The UK's exit from the EU signifies a partial retreat of British interests from the European mainland, but it also serves as an opportunity for the nation to recognise and engage in the geopolitical challenges found outside of the Euro-Atlantic region. The Indo-Pacific is now the forefront of a power struggle instigated by China, one comparable to the division of Europe during the Cold War. In addition to this, the geopolitical and economic challenges for both sides of the Eurasian continent have become more alike due to the BRI's influence penetrating into both Europe and Asia. As a result, each region's security concerns towards China become increasingly interchangeable, and may lead to a 'Euro-Pacific' concept. Concerns for the Indo-Pacific's security thus align with European national interests and—at the same time—shows Britain's role and interests residing in both western and eastern spheres of security through a focus on the latter.

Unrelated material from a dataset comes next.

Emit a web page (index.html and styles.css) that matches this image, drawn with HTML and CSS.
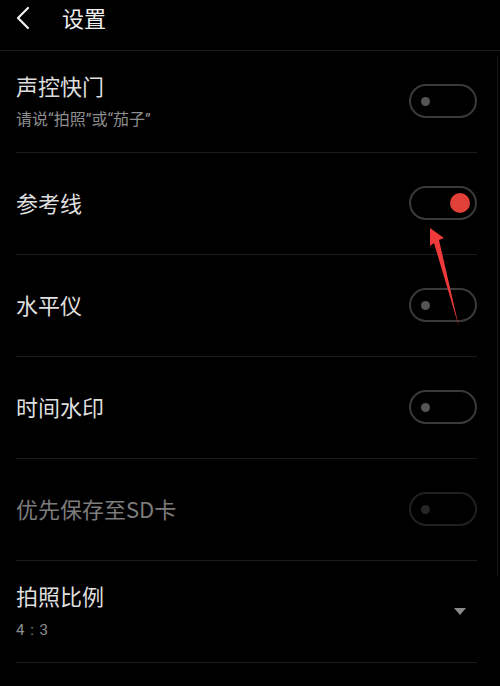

The UK must therefore renew its Indo-Pacific strategy for the post-Brexit era, converting it from being one of retreat into an explicit strategy that supports a free and open area that regional powers—such as India, Australia, Japan, and the US—advocate and participate in. Whilst not dependent on British support, each regional power's ability to deter against Chinese attempts at aggrandisement that threatens this concept would be less secure if the UK did not also concentrate its national interests in the region. It would also be a disservice to the British Government's proclamation of pursuing a 'Global Britain' and make the UK's foreign policy ambivalent—just like its current absence of an Indo-Pacific strategy. Conceiving a British Indo-Pacific strategy is now more appropriate than ever before.